The boycott is currently lead by a famous mathematician, Timothy Gowers. Gowers accuses Elsevier of charging exorbitant prices for its journals.

Focusing solely on database-related journals, I decided to look at how much journals charge per article.

Observations:

• The price distribution appears almost random. I can see no relation between prestige or paper length and prices.
• Elsevier is hardly alone at charging high prices for papers. Wiley and Springer are just as expensive. Of course, it is possible that Elsevier ends up charging more through deals and bundling.
• ACM is very inexpensive on a per-article basis. However, ACM often asks the authors to pay page charges whereas Elsevier rarely does in my experience.
• Though SIGMOD Record is limited to short contributions, its price is unbeatable. And it has no page charge. Moreover, it is generally a well regarded publication venue among database researchers.

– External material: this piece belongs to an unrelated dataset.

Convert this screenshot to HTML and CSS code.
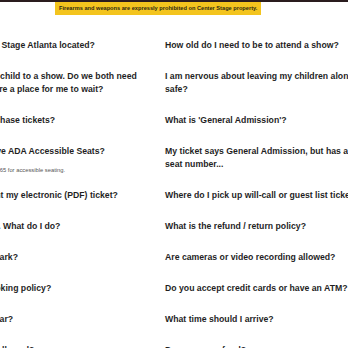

My take: The evidence is strong that high-quality inexpensive journals are possible. Current journals are up to an order of magnitude too expensive. However, Elsevier is selling what we want to buy: prestigious journals that people outside the best schools cannot afford. Just like middle-income Americans get into debt to keep up with the top 1%, colleges increase their library budgets to keep up with Stanford and Harvard.

The solution to overpriced journals is to reduce library purchasing power. Most colleges do not have the infinite budgets Harvard and Stanford have, and they should not act like they do. In fact, if we could reduce the purchasing power of most libraries to zero, then researchers and students would be forced to pay $20 or more per article. You can be quite certain that they would mostly read the cheaper (and more competitive) journals. And Stanford researchers want to be cited by the researchers from the lesser institutions so they would also migrate away from overpriced journals. Reduced budgets would still allow publishers like Elsevier to make generous profits, but they would only profit by offering great services at an affordable price.

Disclaimer: I am currently reviewing a paper for Pattern Recognition (an Elsevier journal), and I recently published in Discrete Applied Mathematics (another Elsevier journal).

Update: Though you can get articles from SIGMOD Record for free if you to the SIGMOD Record home page, ACM sells them through its Digital Library for over $10 a piece.